[Code that builds pages]
——
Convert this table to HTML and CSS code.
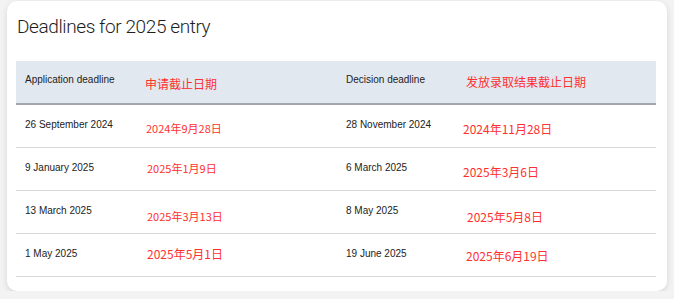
FILE: index.html
```html
<!DOCTYPE html>
<html lang="en">
<head>
<meta charset="utf-8">
<title>Deadlines for 2025 entry</title>
<link rel="stylesheet" href="styles.css">
</head>
<body>
<div class="card">
  <h2 class="title">Deadlines for 2025 entry</h2>
  <div class="table">
    <div class="row head">
      <div class="en">Application deadline</div>
      <div class="zh t15">申请截止日期</div>
      <div class="en">Decision deadline</div>
      <div class="zh t13 l4">发放录取结果截止日期</div>
    </div>
    <div class="row">
      <div class="en">26 September 2024</div>
      <div class="zh sm t15 l1">2024年9月28日</div>
      <div class="en">28 November 2024</div>
      <div class="zh t16 l1">2024年11月28日</div>
    </div>
    <div class="row">
      <div class="en">9 January 2025</div>
      <div class="zh sm t12 l2">2025年1月9日</div>
      <div class="en">6 March 2025</div>
      <div class="zh t16 l1">2025年3月6日</div>
    </div>
    <div class="row">
      <div class="en">13 March 2025</div>
      <div class="zh sm t17 l2">2025年3月13日</div>
      <div class="en">8 May 2025</div>
      <div class="zh t18 l5">2025年5月8日</div>
    </div>
    <div class="row">
      <div class="en">1 May 2025</div>
      <div class="zh t12 l2">2025年5月1日</div>
      <div class="en">19 June 2025</div>
      <div class="zh t14 l4">2025年6月19日</div>
    </div>
  </div>
</div>
</body>
</html>
```

FILE: styles.css
```css
html, body {
  margin: 0;
  padding: 0;
}
body {
  background: #f3f3f3;
  font-family: "Liberation Sans", Arial, sans-serif;
  color: #222;
}
.card {
  box-sizing: border-box;
  width: 660px;
  height: 290px;
  margin: 1px 0 0 7px;
  padding: 0 11px 0 9px;
  background: #fff;
  border-radius: 10px;
  box-shadow: 0 2px 6px rgba(0, 0, 0, 0.12);
}
.title {
  margin: 0;
  padding: 14px 0 0 1px;
  height: 60px;
  box-sizing: border-box;
  font-family: Roboto, "Liberation Sans", sans-serif;
  font-size: 19px;
  font-weight: 300;
  line-height: 24px;
  letter-spacing: -0.4px;
  color: #1e1e1e;
}
.table {
  display: flex;
  flex-direction: column;
}
.row {
  display: grid;
  grid-template-columns: 129px 192px 125px 194px;
  height: 43px;
  box-sizing: border-box;
  border-bottom: 1px solid #d8d8d8;
}
.row.head {
  height: 44px;
  background: #e2e8ef;
  border-bottom: 2px solid #a3a6aa;
}
.en {
  padding: 13px 0 0 9px;
  font-size: 10px;
  line-height: 12px;
  color: #222;
}
.row:not(.head) .en {
  padding-top: 14px;
}
.zh {
  font-family: "Noto Sans CJK SC", "Liberation Sans", sans-serif;
  font-size: 12px;
  line-height: 16px;
  color: #ff3030;
  white-space: nowrap;
}
.zh.sm { font-size: 11px; }
.t12 { padding-top: 12px; }
.t13 { padding-top: 13px; }
.t14 { padding-top: 14px; }
.t15 { padding-top: 15px; }
.t16 { padding-top: 16px; }
.t17 { padding-top: 17px; }
.t18 { padding-top: 18px; }
.l1 { padding-left: 1px; }
.l2 { padding-left: 2px; }
.l4 { padding-left: 4px; }
.l5 { padding-left: 5px; }
```
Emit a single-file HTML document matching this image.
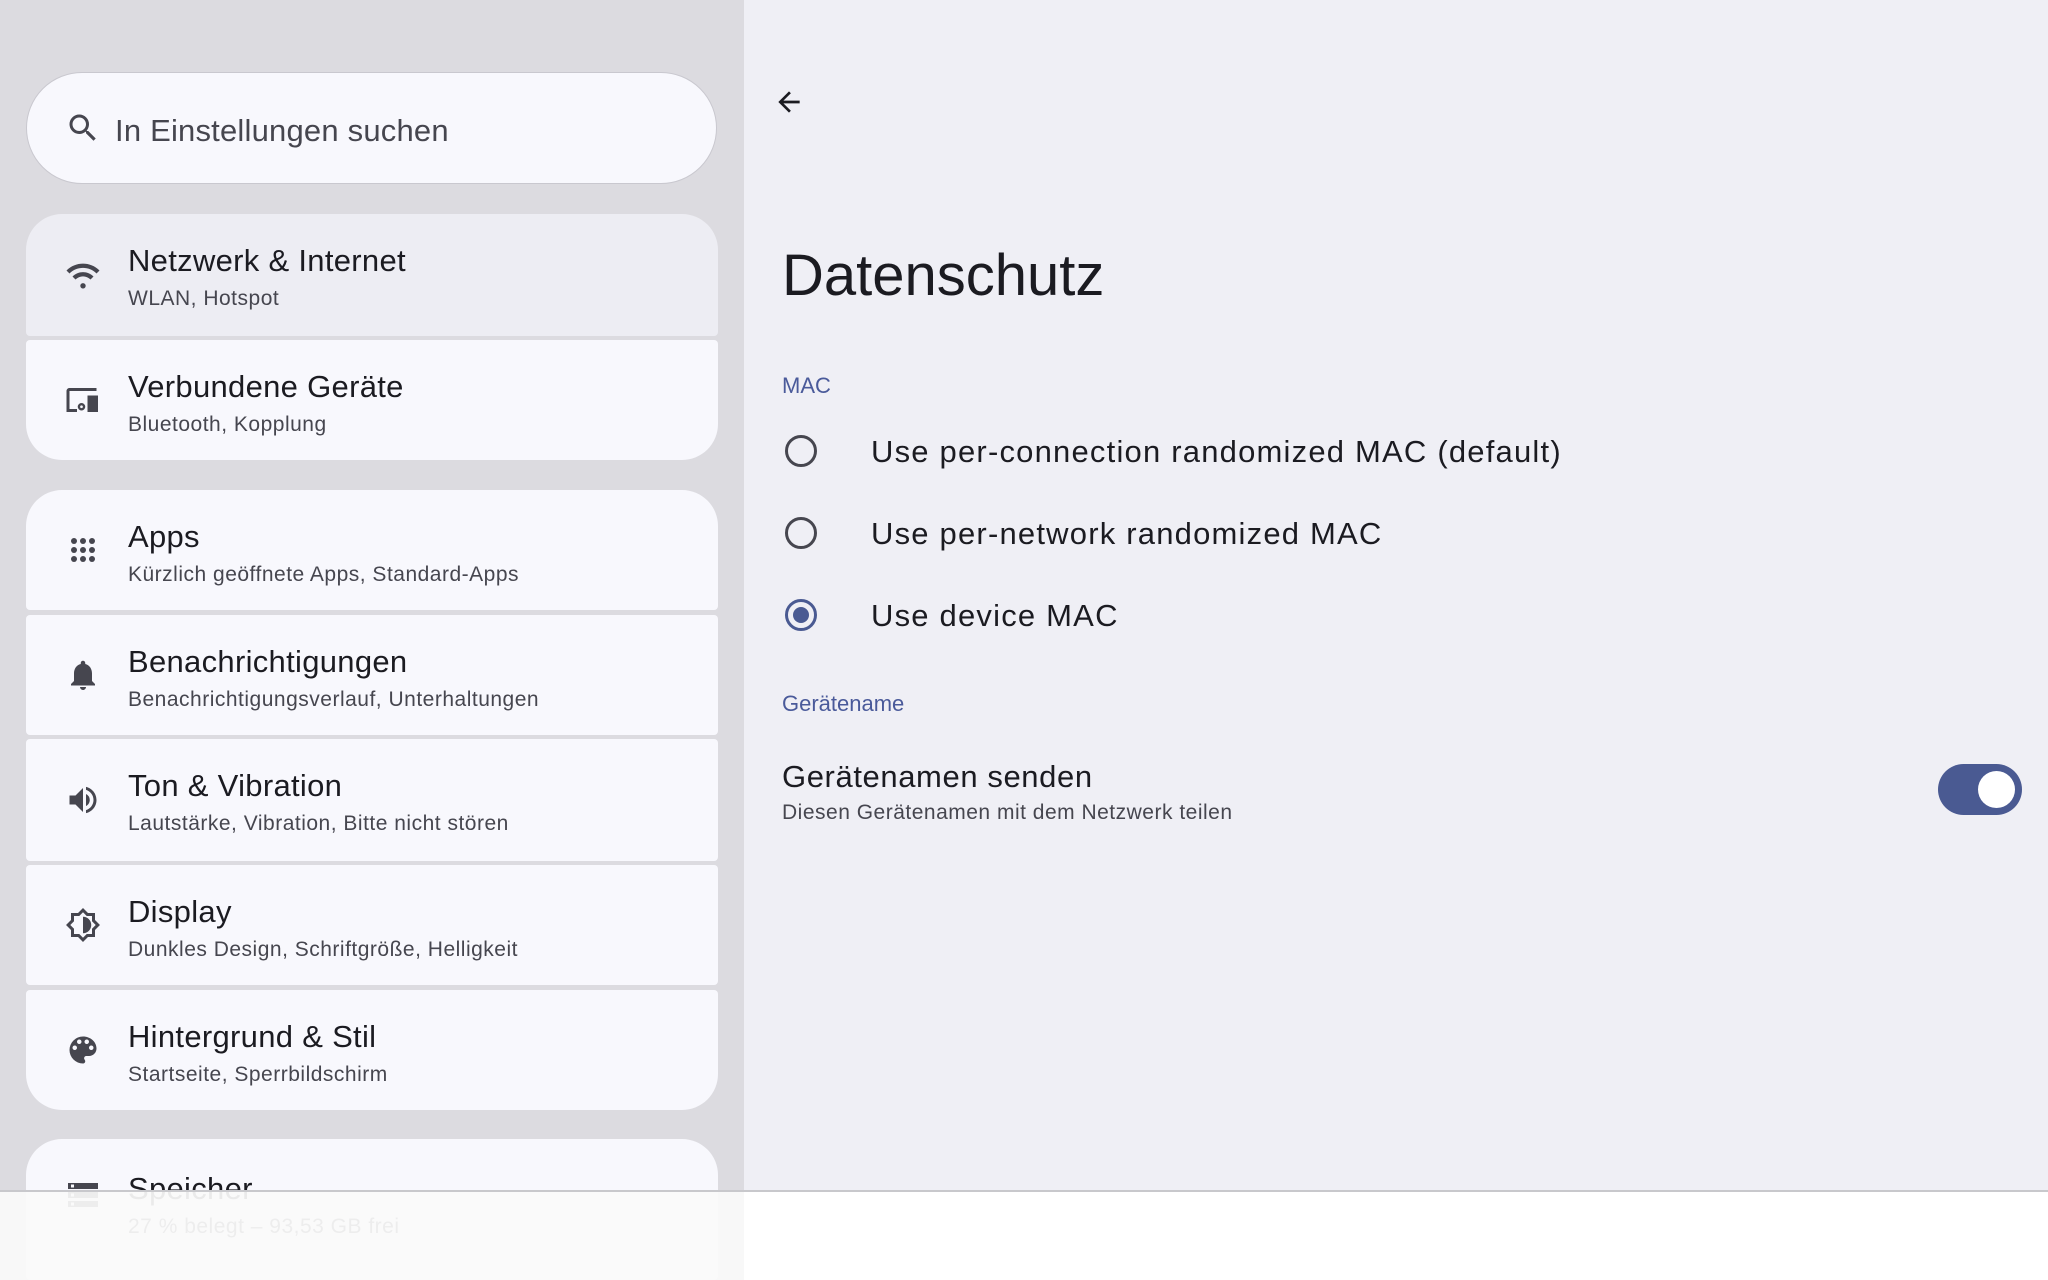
——
**SET TASK:** Using the records above, retype everything exactly except the pictures.

**SOLUTION TO THIS PROBLEM:**
Convert this table to HTML and CSS code.
FILE: index.html
```html
<!DOCTYPE html>
<html lang="en">
<head>
<meta charset="utf-8">
<title>Deadlines for 2025 entry</title>
<link rel="stylesheet" href="styles.css">
</head>
<body>
<div class="card">
  <h2 class="title">Deadlines for 2025 entry</h2>
  <div class="table">
    <div class="row head">
      <div class="en">Application deadline</div>
      <div class="zh t15">申请截止日期</div>
      <div class="en">Decision deadline</div>
      <div class="zh t13 l4">发放录取结果截止日期</div>
    </div>
    <div class="row">
      <div class="en">26 September 2024</div>
      <div class="zh sm t15 l1">2024年9月28日</div>
      <div class="en">28 November 2024</div>
      <div class="zh t16 l1">2024年11月28日</div>
    </div>
    <div class="row">
      <div class="en">9 January 2025</div>
      <div class="zh sm t12 l2">2025年1月9日</div>
      <div class="en">6 March 2025</div>
      <div class="zh t16 l1">2025年3月6日</div>
    </div>
    <div class="row">
      <div class="en">13 March 2025</div>
      <div class="zh sm t17 l2">2025年3月13日</div>
      <div class="en">8 May 2025</div>
      <div class="zh t18 l5">2025年5月8日</div>
    </div>
    <div class="row">
      <div class="en">1 May 2025</div>
      <div class="zh t12 l2">2025年5月1日</div>
      <div class="en">19 June 2025</div>
      <div class="zh t14 l4">2025年6月19日</div>
    </div>
  </div>
</div>
</body>
</html>
```

FILE: styles.css
```css
html, body {
  margin: 0;
  padding: 0;
}
body {
  background: #f3f3f3;
  font-family: "Liberation Sans", Arial, sans-serif;
  color: #222;
}
.card {
  box-sizing: border-box;
  width: 660px;
  height: 290px;
  margin: 1px 0 0 7px;
  padding: 0 11px 0 9px;
  background: #fff;
  border-radius: 10px;
  box-shadow: 0 2px 6px rgba(0, 0, 0, 0.12);
}
.title {
  margin: 0;
  padding: 14px 0 0 1px;
  height: 60px;
  box-sizing: border-box;
  font-family: Roboto, "Liberation Sans", sans-serif;
  font-size: 19px;
  font-weight: 300;
  line-height: 24px;
  letter-spacing: -0.4px;
  color: #1e1e1e;
}
.table {
  display: flex;
  flex-direction: column;
}
.row {
  display: grid;
  grid-template-columns: 129px 192px 125px 194px;
  height: 43px;
  box-sizing: border-box;
  border-bottom: 1px solid #d8d8d8;
}
.row.head {
  height: 44px;
  background: #e2e8ef;
  border-bottom: 2px solid #a3a6aa;
}
.en {
  padding: 13px 0 0 9px;
  font-size: 10px;
  line-height: 12px;
  color: #222;
}
.row:not(.head) .en {
  padding-top: 14px;
}
.zh {
  font-family: "Noto Sans CJK SC", "Liberation Sans", sans-serif;
  font-size: 12px;
  line-height: 16px;
  color: #ff3030;
  white-space: nowrap;
}
.zh.sm { font-size: 11px; }
.t12 { padding-top: 12px; }
.t13 { padding-top: 13px; }
.t14 { padding-top: 14px; }
.t15 { padding-top: 15px; }
.t16 { padding-top: 16px; }
.t17 { padding-top: 17px; }
.t18 { padding-top: 18px; }
.l1 { padding-left: 1px; }
.l2 { padding-left: 2px; }
.l4 { padding-left: 4px; }
.l5 { padding-left: 5px; }
```
Emit a single-file HTML document matching this image.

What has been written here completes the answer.